I think the biggest and most significant step yet was taken using the app ITalk.  One Friday afternoon, as Susan and her best friend were leaving my classroom, I wished them both a happy weekend and thanked them for working with me.  I asked if they would like to wish the same to me, and they agreed.  Both girls spoke into the ipad, and then played it back for me.  I was thrilled to hear Susan use her words and her voice to communicate weekend wishes to me!  Since then, she has used the same app to ask the secretary for chalk and to say good-bye to our principal. 

Each step we have taken in the past 4 weeks, leads us to more and more ideas, and there are apps to support all of them.  Her parents plan to take the Ipad home in the near future to video Susan’s show and tell.  Our hope is that she will share this with her class.  I am hoping that in time we will be able to ask Susan questions about her weekend or a lesson being taught and that she will answer into an iPad or perhaps an iPod.  The possibilities are endless!

Susan’s parents and the staff at our school are over the moon!  And I believe Susan is too.  Thanks to the Ipad, for the first time she is able to verbally show us what she knows.  She is able to participate in social interactions appropriately.  I can see by the smile on her face how proud Susan is and I can only image how liberated she must feel. 

Wednesday, March 7, 2012

Tell Good Stories!

Even at the best of times – and this is far from the best of times for teaching and learning in British Columbia – we find it easier to notice the few bad apples than the orchard of beauty.  Our brains are wired to pay attention to bad stuff, to look for information about what will harm us.   This natural tendency is severely abused in this age of abundant (abundant to the point of pain) information.  Not only does the sheer volume of information from far-flung places fill us with enough doom and dread to last a lifetime, but it is magnified through media.  If you want someone to pay attention to your information in the midst of this abundance, the best way is through sharing horror, bad news, and nasty rumours.  No wonder that, given the daily onslaught of negative stories, we think we’re going to hell in a hand-basket.

But of course, the opposite is true.  Peter Diamandis, in his Ted Talk, Abundance is our Future, reminds us of some of the good stories over the past 100 years:

  • Average human lifespan: 2x increase
  • Average per-capita income: 3x increase
  • Child mortality: 10x decrease
  • Cost of food: 10x decrease
  • Cost of transportation: 100x decrease
  • Cost of communication: 1000x decrease

We could tell good stories in education, of course.  Instead we wring our hands and moan about how education is “broken.”  We forgot, as we focus on the bad apples and dark spots, how much education has improved in a short time.  Consider even two small (huge) examples.

When I was in school, children were sent to the office for the strap.  When I tell students today they are appalled.
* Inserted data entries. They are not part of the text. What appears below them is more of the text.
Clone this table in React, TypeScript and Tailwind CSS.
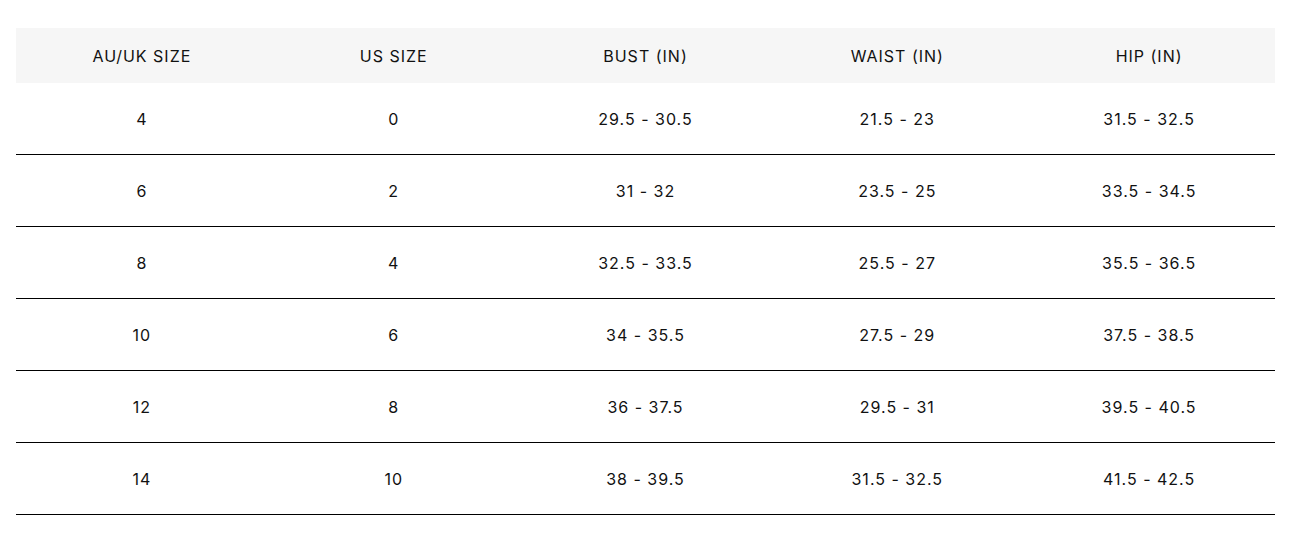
import React from "react";

const headers = ["AU/UK SIZE", "US SIZE", "BUST (IN)", "WAIST (IN)", "HIP (IN)"];
const rows = [
  ["4", "0", "29.5 - 30.5", "21.5 - 23", "31.5 - 32.5"],
  ["6", "2", "31 - 32", "23.5 - 25", "33.5 - 34.5"],
  ["8", "4", "32.5 - 33.5", "25.5 - 27", "35.5 - 36.5"],
  ["10", "6", "34 - 35.5", "27.5 - 29", "37.5 - 38.5"],
  ["12", "8", "36 - 37.5", "29.5 - 31", "39.5 - 40.5"],
  ["14", "10", "38 - 39.5", "31.5 - 32.5", "41.5 - 42.5"],
];

export default function App() {
  return (
    <div className="w-[1298px] h-[537px] bg-white pt-[28px] pl-[16px]" style={{ fontFamily: "Inter, 'Noto Sans', sans-serif" }}>
      <div className="w-[1259px] text-[16px] tracking-[1px] text-[#111]">
        <div className="grid grid-cols-5 h-[55px] bg-[#f6f6f6] items-center">
          {headers.map((h) => (
            <div key={h} className="text-center">{h}</div>
          ))}
        </div>
        {rows.map((r, i) => (
          <div key={i} className="grid grid-cols-5 h-[72px] border-b border-black items-center">
            {r.map((c, j) => (
              <div key={j} className="text-center">{c}</div>
            ))}
          </div>
        ))}
      </div>
    </div>
  );
}
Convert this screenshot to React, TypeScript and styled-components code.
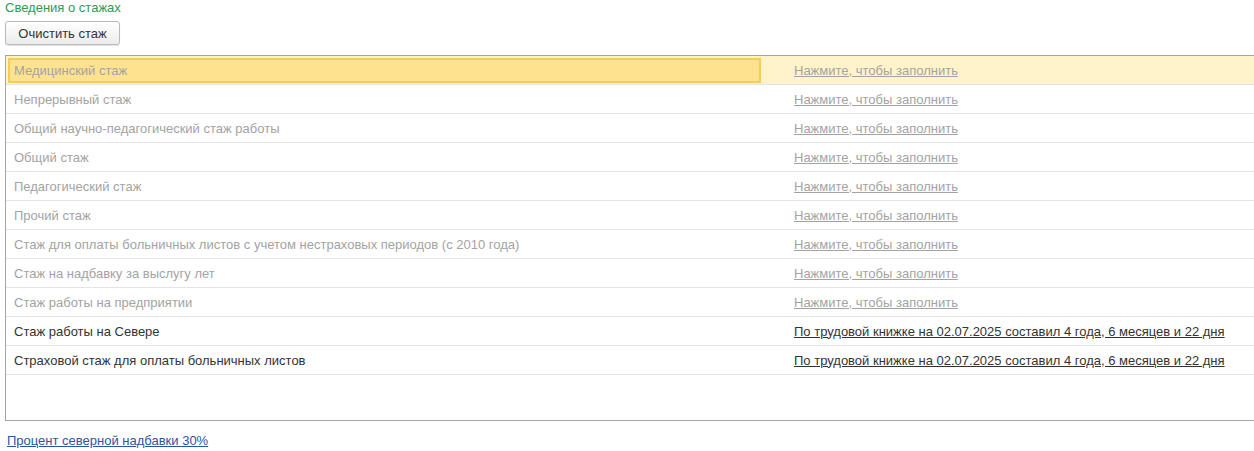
import React from "react";
import styled, { createGlobalStyle } from "styled-components";

const Global = createGlobalStyle`
  html, body { margin: 0; padding: 0; background: #fff; }
  body { font-family: "Liberation Sans", Arial, sans-serif; font-size: 13px; color: #333; }
`;

const Page = styled.div`
  width: 1254px;
  height: 451px;
  overflow: hidden;
  padding: 0 0 0 5px;
  box-sizing: border-box;
`;

const Title = styled.div`
  color: #2e9a55;
  font-size: 13px;
  line-height: 16px;
  height: 19px;
`;

const Button = styled.button`
  display: block;
  height: 24px;
  width: 115px;
  margin-top: 2px;
  border: 1px solid #b9b9b9;
  border-radius: 3px;
  background: linear-gradient(#ffffff, #ececec);
  box-shadow: 0 1px 1px rgba(0,0,0,0.12);
  font-family: "Liberation Sans", Arial, sans-serif;
  font-size: 13px;
  color: #333;
  padding: 0;
`;

const Table = styled.div`
  margin-top: 10px;
  width: 1260px;
  height: 366px;
  box-sizing: border-box;
  border: 1px solid #a5a5a5;
  border-right: none;
  display: flex;
  flex-direction: column;
`;

const Row = styled.div<{ $selected?: boolean }>`
  display: grid;
  grid-template-columns: 755px 1fr;
  height: 29px;
  box-sizing: border-box;
  border-bottom: 1px solid #e4e4e4;
  background: ${(p) => (p.$selected ? "#fff3c9" : "transparent")};
  align-items: center;
`;

const NameCell = styled.div<{ $selected?: boolean; $active?: boolean }>`
  height: 25px;
  margin-left: 2px;
  box-sizing: border-box;
  padding-left: 4px;
  display: flex;
  align-items: center;
  color: ${(p) => (p.$active ? "#333" : "#a3a3a3")};
  background: ${(p) => (p.$selected ? "#fee28f" : "transparent")};
  border: 2px solid ${(p) => (p.$selected ? "#f4cc57" : "transparent")};
  white-space: nowrap;
`;

const ValueLink = styled.a<{ $active?: boolean }>`
  padding-left: 33px;
  color: ${(p) => (p.$active ? "#333" : "#a3a3a3")};
  text-decoration: underline;
  white-space: nowrap;
  cursor: pointer;
`;

const Footer = styled.a`
  display: inline-block;
  margin-top: 12px;
  margin-left: 2px;
  color: #2b55a3;
  text-decoration: underline;
  font-size: 13px;
  cursor: pointer;
`;

const rows: { name: string; active?: boolean }[] = [
  { name: "Медицинский стаж" },
  { name: "Непрерывный стаж" },
  { name: "Общий научно-педагогический стаж работы" },
  { name: "Общий стаж" },
  { name: "Педагогический стаж" },
  { name: "Прочий стаж" },
  { name: "Стаж для оплаты больничных листов с учетом нестраховых периодов (с 2010 года)" },
  { name: "Стаж на надбавку за выслугу лет" },
  { name: "Стаж работы на предприятии" },
  { name: "Стаж работы на Севере", active: true },
  { name: "Страховой стаж для оплаты больничных листов", active: true },
];

export default function App() {
  return (
    <>
      <Global />
      <Page>
        <Title>Сведения о стажах</Title>
        <Button>Очистить стаж</Button>
        <Table>
          {rows.map((r, i) => (
            <Row key={r.name} $selected={i === 0}>
              <NameCell $selected={i === 0} $active={r.active}>
                {r.name}
              </NameCell>
              <div>
                <ValueLink $active={r.active}>
                  {r.active
                    ? "По трудовой книжке на 02.07.2025 составил 4 года, 6 месяцев и 22 дня"
                    : "Нажмите, чтобы заполнить"}
                </ValueLink>
              </div>
            </Row>
          ))}
        </Table>
        <Footer>Процент северной надбавки 30%</Footer>
      </Page>
    </>
  );
}
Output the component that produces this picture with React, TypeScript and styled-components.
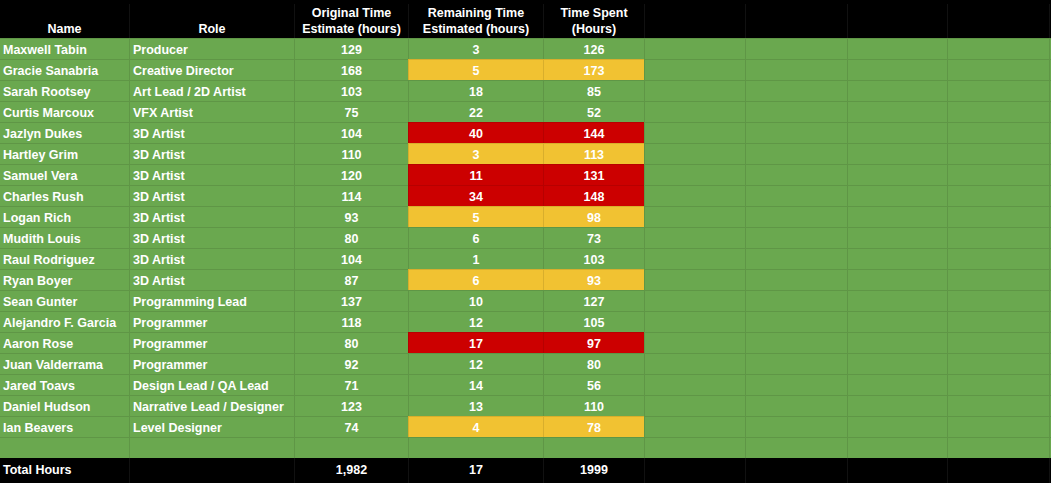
import React from "react";
import styled, { createGlobalStyle, css } from "styled-components";

const GlobalStyle = createGlobalStyle`
  html, body {
    margin: 0;
    padding: 0;
    background: #000000;
  }
  body {
    font-family: "Liberation Sans", Arial, sans-serif;
  }
`;

const COLUMNS = "129px 165px 114px 135px 101px 101px 102px 100px 102px 2px";

type Tone = "green" | "yellow" | "red";

const toneColors: Record<Tone, string> = {
  green: "#6aa84f",
  yellow: "#f1c232",
  red: "#cc0000",
};

const Sheet = styled.div`
  width: 1051px;
  height: 483px;
  display: flex;
  flex-direction: column;
  background: #000000;
  color: #ffffff;
  font-family: "Liberation Sans", Arial, sans-serif;
  font-weight: 700;
  font-size: 12.5px;
  overflow: hidden;
`;

const HeaderRow = styled.div`
  display: grid;
  grid-template-columns: ${COLUMNS};
  height: 38px;
  padding-top: 4px;
  box-sizing: border-box;
  background: #000000;
`;

const HeaderCell = styled.div<{ $first?: boolean }>`
  display: flex;
  align-items: flex-end;
  justify-content: center;
  text-align: center;
  line-height: 16px;
  padding-bottom: 1px;
  box-sizing: border-box;
  border-left: ${(p) => (p.$first ? "none" : "1px solid #111111")};
  white-space: pre-line;
`;

const Body = styled.div`
  display: flex;
  flex-direction: column;
  background: ${toneColors.green};
`;

const Row = styled.div`
  display: grid;
  grid-template-columns: ${COLUMNS};
  height: 21px;
`;

const Cell = styled.div<{ $tone?: Tone; $align?: "left" | "center"; $first?: boolean }>`
  display: flex;
  align-items: center;
  box-sizing: border-box;
  padding-top: 2px;
  background: ${(p) => toneColors[p.$tone ?? "green"]};
  border-top: 1px solid rgba(0, 0, 0, 0.1);
  border-left: ${(p) => (p.$first ? "none" : "1px solid rgba(0, 0, 0, 0.1)")};
  white-space: nowrap;
  overflow: hidden;
  ${(p) =>
    p.$align === "center"
      ? css`
          justify-content: center;
        `
      : css`
          justify-content: flex-start;
          padding-left: 3px;
        `}
`;

const FooterRow = styled.div`
  display: grid;
  grid-template-columns: ${COLUMNS};
  height: 25px;
  background: #000000;
`;

const FooterCell = styled.div<{ $align?: "left" | "center"; $first?: boolean }>`
  display: flex;
  align-items: center;
  box-sizing: border-box;
  padding-bottom: 2px;
  border-left: ${(p) => (p.$first ? "none" : "1px solid #111111")};
  white-space: nowrap;
  ${(p) =>
    p.$align === "center"
      ? css`
          justify-content: center;
        `
      : css`
          justify-content: flex-start;
          padding-left: 3px;
        `}
`;

type Member = {
  name: string;
  role: string;
  original: number;
  remaining: number;
  spent: number;
  tone: Tone;
};

const members: Member[] = [
  { name: "Maxwell Tabin", role: "Producer", original: 129, remaining: 3, spent: 126, tone: "green" },
  { name: "Gracie Sanabria", role: "Creative Director", original: 168, remaining: 5, spent: 173, tone: "yellow" },
  { name: "Sarah Rootsey", role: "Art Lead / 2D Artist", original: 103, remaining: 18, spent: 85, tone: "green" },
  { name: "Curtis Marcoux", role: "VFX Artist", original: 75, remaining: 22, spent: 52, tone: "green" },
  { name: "Jazlyn Dukes", role: "3D Artist", original: 104, remaining: 40, spent: 144, tone: "red" },
  { name: "Hartley Grim", role: "3D Artist", original: 110, remaining: 3, spent: 113, tone: "yellow" },
  { name: "Samuel Vera", role: "3D Artist", original: 120, remaining: 11, spent: 131, tone: "red" },
  { name: "Charles Rush", role: "3D Artist", original: 114, remaining: 34, spent: 148, tone: "red" },
  { name: "Logan Rich", role: "3D Artist", original: 93, remaining: 5, spent: 98, tone: "yellow" },
  { name: "Mudith Louis", role: "3D Artist", original: 80, remaining: 6, spent: 73, tone: "green" },
  { name: "Raul Rodriguez", role: "3D Artist", original: 104, remaining: 1, spent: 103, tone: "green" },
  { name: "Ryan Boyer", role: "3D Artist", original: 87, remaining: 6, spent: 93, tone: "yellow" },
  { name: "Sean Gunter", role: "Programming Lead", original: 137, remaining: 10, spent: 127, tone: "green" },
  { name: "Alejandro F. Garcia", role: "Programmer", original: 118, remaining: 12, spent: 105, tone: "green" },
  { name: "Aaron Rose", role: "Programmer", original: 80, remaining: 17, spent: 97, tone: "red" },
  { name: "Juan Valderrama", role: "Programmer", original: 92, remaining: 12, spent: 80, tone: "green" },
  { name: "Jared Toavs", role: "Design Lead / QA Lead", original: 71, remaining: 14, spent: 56, tone: "green" },
  { name: "Daniel Hudson", role: "Narrative Lead / Designer", original: 123, remaining: 13, spent: 110, tone: "green" },
  { name: "Ian Beavers", role: "Level Designer", original: 74, remaining: 4, spent: 78, tone: "yellow" },
];

const headers = [
  "Name",
  "Role",
  "Original Time\nEstimate (hours)",
  "Remaining Time\nEstimated (hours)",
  "Time Spent\n(Hours)",
  "",
  "",
  "",
  "",
  "",
];

const EmptyCells: React.FC = () => (
  <>
    <Cell />
    <Cell />
    <Cell />
    <Cell />
    <Cell />
  </>
);

export default function App() {
  return (
    <>
      <GlobalStyle />
      <Sheet>
        <HeaderRow>
          {headers.map((h, i) => (
            <HeaderCell key={i} $first={i === 0}>
              {h}
            </HeaderCell>
          ))}
        </HeaderRow>
        <Body>
          {members.map((m) => (
            <Row key={m.name}>
              <Cell $first>{m.name}</Cell>
              <Cell>{m.role}</Cell>
              <Cell $align="center">{m.original}</Cell>
              <Cell $align="center" $tone={m.tone}>
                {m.remaining}
              </Cell>
              <Cell $align="center" $tone={m.tone}>
                {m.spent}
              </Cell>
              <EmptyCells />
            </Row>
          ))}
          <Row>
            <Cell $first />
            <Cell />
            <Cell />
            <Cell />
            <Cell />
            <EmptyCells />
          </Row>
        </Body>
        <FooterRow>
          <FooterCell $first>Total Hours</FooterCell>
          <FooterCell />
          <FooterCell $align="center">1,982</FooterCell>
          <FooterCell $align="center">17</FooterCell>
          <FooterCell $align="center">1999</FooterCell>
          <FooterCell />
          <FooterCell />
          <FooterCell />
          <FooterCell />
          <FooterCell />
        </FooterRow>
      </Sheet>
    </>
  );
}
Someone HIT children, they say.  HIT them?  That it is unimaginable to them gives you an idea of the scope of improvement. Shaming children was routine when I was in school; it hasn’t disappeared and we have work to do, but it is no longer sanctioned.  We should not scorn this as a small difference.

When I was in school, a boy’s mother fought to have her son included in school.  It was a hard fight, but she won.  We couldn’t believe it when the boy – he had cerebral palsy – joined our classes.  Our ignorance was massive.  We had no understanding of his condition, had no experience of anyone with physical or mental differences.  You may be assured that we did what children do: we taunted and excluded the little boy.  When I tell students today this story, they are appalled: how could you, they ask.  Didn’t you know anything? Were you ignorant?  Yes.  We were.  Bullying continues.  The media shares these stories endlessly so we know that.  But it is no longer sanctioned. We should not scorn this as a small difference.

But teachers, I know, are dreamers (I am a dreamer):  we are not satisfied with such small (huge) changes.  We want our classrooms and schools alive with rich joyous continuous dance-in-the-streets meaningful learning; we want each child, rich or poor, brown or white, tall or tiny, strong or weak, ordinary (if there is such a thing) or extraordinary to belong, to learn beautifully, to be safe - and loved.

But ironically, our great dreams (I have great dreams) risk destroying that possibility.  We are like the child who, after years of hearing that they've done it wrong - again - declares, “I am stupid.  I can’t learn.”  The gap between our dreams and the reality discourages.  We lose faith in our institutions, our colleagues, our selves.  Schools are broken, we hear.  And we nod.  Schools kill creativity.  Yes, yes, we say.  Schools need to change.  Yes.  We bring people in from around the world (at great expense) to help us change.  We are not good enough.  We give up.  We bow our heads.  We close our doors.  And we blame whoever is handy for the failure we feel.

How can our community have faith in us when they hear negative story after negative story?  How can we believe in our capacity – through our continued collective action – to make our dreams come true for children when our only stories are of what is wrong, when the constant cry is – not good enough?

Let us tell good stories.  Negative stories sap our strength – literally.  But good stories make us stronger, more able to meet inevitable challenges.  And we have good stories!  They spill out of every school, every classroom; the halls ring with them.   We shouldn’t save our stories to tell at times of crisis.   Let's tell the good stories that have brought us, in a very short time, from a system that educated a privileged few to one that is striving toward universal education.  And let us shout our stories from the rooftops - or on blogs and Facebook and Twitter and in newspapers and forums; let us throw open the doors of our classrooms and schools to show us to the world.   Let us invite others to learn about us, to learn with us, to learn for us so our already extraordinary progress toward our great dream is accelerated.

Let’s each of us tell a good story a day.  Imagine the power.